- [Information shown]
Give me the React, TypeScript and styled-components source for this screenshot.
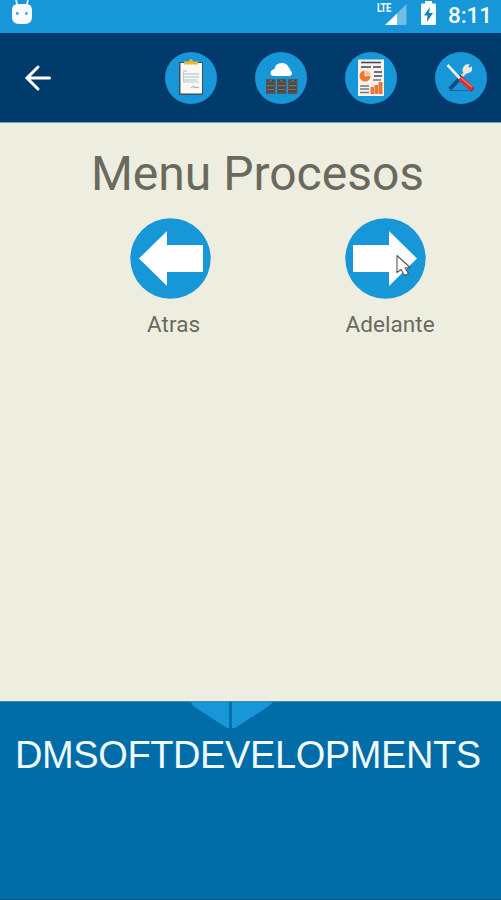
import React from "react";
import styled, { createGlobalStyle } from "styled-components";

const GlobalStyle = createGlobalStyle`
  * { box-sizing: border-box; }
  body { margin: 0; background: #eeeee0; }
  svg { display: block; flex: none; }
`;

const Screen = styled.div`
  display: flex;
  flex-direction: column;
  width: 501px;
  height: 900px;
  overflow: hidden;
  background: #eeeee0;
  font-family: Roboto, sans-serif;
`;

const StatusBar = styled.header`
  display: flex;
  justify-content: space-between;
  height: 33px;
  padding: 0 9px 0 11px;
  background: #1797d8;
`;

const StatusGroup = styled.div`
  display: flex;
  align-items: flex-start;
`;

const BatterySlot = styled.div`
  margin-left: 13px;
`;

const Clock = styled.time`
  margin-left: 11px;
  padding-top: 1px;
  color: #f3fbff;
  font-size: 22.5px;
  font-weight: 500;
  line-height: 28px;
  letter-spacing: -0.1px;
`;

const AppBar = styled.nav`
  display: flex;
  align-items: center;
  justify-content: space-between;
  height: 90px;
  padding: 0 14px 0 24px;
  background: #003b6b;
  border-bottom: 1px solid #8498a2;
`;

const Actions = styled.div`
  display: flex;
  gap: 38px;
`;

const IconButton = styled.button`
  display: flex;
  padding: 0;
  border: 0;
  background: none;
`;

const ActionButton = styled(IconButton)`
  width: 52px;
  height: 52px;
  border-radius: 50%;
  background: #1797d8;
`;

const Content = styled.main`
  flex: 1;
`;

const Title = styled.h1`
  margin: 23px 0 0 14px;
  color: #696a5d;
  font-size: 48px;
  font-weight: 400;
  line-height: 56px;
  text-align: center;
  white-space: nowrap;
`;

const Options = styled.div`
  display: flex;
  gap: 125px;
  margin: 16px 0 0 130px;
`;

const Option = styled.button`
  display: flex;
  flex-direction: column;
  align-items: flex-start;
  width: 90px;
  padding: 0;
  border: 0;
  background: none;
  font-family: inherit;
`;

const OptionLabel = styled.span<{ $indent: number }>`
  margin: 11px 0 0 ${(p) => p.$indent}px;
  color: #696a5d;
  font-size: 22.5px;
  line-height: 28px;
  letter-spacing: 0.05px;
  white-space: nowrap;
`;

const Footer = styled.footer`
  display: flex;
  flex-direction: column;
  height: 199px;
  background: #006ca8;
  border-top: 1px solid #3a8ab4;
  border-bottom: 1px solid #07568a;
`;

const Emblem = styled.svg`
  margin-left: 190px;
`;

const Brand = styled.div`
  margin: 4px 0 0 15px;
  color: #f1faff;
  font-family: "Liberation Sans", Arial, sans-serif;
  font-size: 38px;
  line-height: 44px;
  letter-spacing: -0.4px;
  white-space: nowrap;
`;

const Mascot = () => (
  <svg width="22" height="26" viewBox="0 0 22 26">
    <path d="M5 0 6.5 6M17 0 15.5 6" stroke="#d9f0fb" strokeWidth="1.8" />
    <path d="M1 10Q1 4 7 4H15Q21 4 21 10V17Q21 24 14 24H8Q1 24 1 17Z" fill="#f6fcff" />
    <circle cx="6.3" cy="13.5" r="1.4" fill="#48a2cd" />
    <circle cx="15.4" cy="13.5" r="1.4" fill="#48a2cd" />
  </svg>
);

const LteLabel = styled.span`
  width: 18px;
  margin: 1px -10px 0 0;
  color: #f3fbff;
  font-size: 13px;
  font-weight: 700;
  line-height: 14px;
  letter-spacing: -0.6px;
  transform: scaleX(0.72);
  transform-origin: left;
`;

const Signal = () => (
  <svg width="22" height="28" viewBox="0 0 22 28">
    <path d="M0 25 12.500 13V25Z" fill="#fff" />
    <path d="M12.500 13 21.500 4V25H12.500Z" fill="#70bee7" />
  </svg>
);

const Battery = () => (
  <svg width="17" height="28" viewBox="0 0 17 28">
    <path d="M5 1h7v2.500h3q1 0 1 1V24q0 1-1 1H2q-1 0-1-1V4.500q0-1 1-1h3Z" fill="#f7fdff" />
    <path d="M10 7 4 15.500h3.600L6.800 22 13 13H9Z" fill="#167fb7" />
  </svg>
);

const BackArrow = () => (
  <svg width="28" height="28" viewBox="0 0 28 28" fill="none" stroke="#fff" strokeWidth="3" strokeLinecap="round">
    <path d="M25.500 14H3.500M14 3 3 14 14 25" />
  </svg>
);

const Clipboard = () => (
  <svg width="52" height="52" viewBox="0 0 52 52">
    <path d="M14 10H38V43H14Z" fill="#3d4f60" />
    <path d="M15.500 11H37V41.500H15.500Z" fill="#f8f8f4" />
    <path d="M19 12.500v-3h5q0-2.500 2-2.500t2 2.500h5v3Z" fill="#edb72a" />
    <path d="M18 19h4M18 22h16M18 25h16M18 28h14" stroke="#a9c4bd" strokeWidth="1" />
    <path d="M18.500 20v9M18 30h16" stroke="#b9cbc7" />
    <path d="m26 36 3-2 1 2 2-1 2 1" fill="none" stroke="#9ca5ab" />
  </svg>
);

const CloudServers = () => (
  <svg width="52" height="52" viewBox="0 0 52 52">
    <path d="M19 24q-3.500 0-3.500-3t4-4q1-6 7-6t7.500 5q2 1 1.500 3 2 .5 1.500 3-.5 2-3 2Z" fill="#fff" />
    {[11, 22, 33].map((x) => (
      <g key={x} transform={`translate(${x} 27)`}>
        <path d="M0 0h9.500v15H0Z" fill="#59534e" />
        <path d="M1 1.500h7M1 5h7M1 9h7M1 12h7" stroke="#344556" strokeWidth="1" />
        <path d="M3 1.500h3M1 6.500h7M1 10.500h7" stroke="#9e725b" strokeWidth=".8" />
      </g>
    ))}
  </svg>
);

const Report = () => (
  <svg width="52" height="52" viewBox="0 0 52 52">
    <path d="M13 7.500H39V44H13Z" fill="#f6f3ed" />
    <path d="M16 10.500h20M28 15h8M16 15h10M29 20h8M29 24h8" stroke="#424654" strokeWidth="1.700" />
    <circle cx="20" cy="24" r="5.500" fill="#ee792b" />
    <path d="M20 24v-6q5 0 6 5Z" fill="#fac38d" stroke="#fff" strokeWidth=".7" />
    <path d="M15 34h9M15 37h9M15 40.500h9M28 28h8" stroke="#747782" strokeWidth="1.300" />
    <path d="M25.500 35h3.500v7h-3.500Zm4-2h3.500v9h-3.500Zm4-3h4v12h-4Z" fill="#ed7430" />
  </svg>
);

const Tools = () => (
  <svg width="52" height="52" viewBox="0 0 52 52">
    <path d="M15 37 27 24" stroke="#164984" strokeWidth="4" />
    <path d="m27 24 5-5" stroke="#e6dccd" strokeWidth="3" />
    <path d="m34.500 12-1.200 4 3.500-1.500q1.500 5-3 6.500-4 1-6-1-1-5 3-7.500Z" fill="#eee9df" />
    <path d="m12.500 13 13 14" stroke="#e9f0f1" strokeWidth="2.600" />
    <path d="m25 26 12.500 11.500" stroke="#ce3636" strokeWidth="5.500" />
    <path d="m26 26 11 9" stroke="#f37c70" strokeWidth="1.200" />
    <path d="m35.500 39.500 3.500-3.500" stroke="#8b2b45" strokeWidth="1.500" />
    <path d="M14 38.500h20" stroke="#16699f" strokeWidth="1" />
  </svg>
);

const Cursor = () => (
  <path
    d="M52 37.500V54.500l4-3 3.500 6 4-2-3.500-5.500 5-.5Z"
    fill="#fff"
    stroke="#54545c"
    strokeWidth="1.100"
    strokeLinejoin="round"
  />
);

const Direction = ({ forward = false }: { forward?: boolean }) => (
  <svg width="81" height="81" viewBox="0 0 81 81">
    <circle cx="40.500" cy="40.500" r="40.200" fill="#1797d8" />
    <path
      d={forward ? "M8 27H44V13L72 40.500 44 68V54H8Z" : "M73 27H37V13L9 40.500 37 68V54H73Z"}
      fill="#fff"
    />
    {forward && <Cursor />}
  </svg>
);

const actions = [
  { name: "Registros", Icon: Clipboard },
  { name: "Servidores", Icon: CloudServers },
  { name: "Reportes", Icon: Report },
  { name: "Herramientas", Icon: Tools },
];

export default function App() {
  return (
    <Screen>
      <GlobalStyle />
      <StatusBar>
        <Mascot />
        <StatusGroup>
          <LteLabel>LTE</LteLabel>
          <Signal />
          <BatterySlot><Battery /></BatterySlot>
          <Clock>8:11</Clock>
        </StatusGroup>
      </StatusBar>
      <AppBar>
        <IconButton aria-label="Volver"><BackArrow /></IconButton>
        <Actions>
          {actions.map(({ name, Icon }) => (
            <ActionButton key={name} aria-label={name}><Icon /></ActionButton>
          ))}
        </Actions>
      </AppBar>
      <Content>
        <Title>Menu Procesos</Title>
        <Options>
          <Option><Direction /><OptionLabel $indent={17}>Atras</OptionLabel></Option>
          <Option><Direction forward /><OptionLabel $indent={0.5}>Adelante</OptionLabel></Option>
        </Options>
      </Content>
      <Footer>
        <Emblem width="84" height="27" viewBox="0 0 84 27">
          <path d="M1 0H39V26H37L3 4Z" fill="#1797d8" />
          <path d="M42 0H83L79 4 45 26H42Z" fill="#1797d8" />
        </Emblem>
        <Brand>DMSOFTDEVELOPMENTS</Brand>
      </Footer>
    </Screen>
  );
}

- [Written task] Locate all lines holding the word "React", then copy them out.

- [Task solution]
Give me the React, TypeScript and styled-components source for this screenshot.
import React from "react";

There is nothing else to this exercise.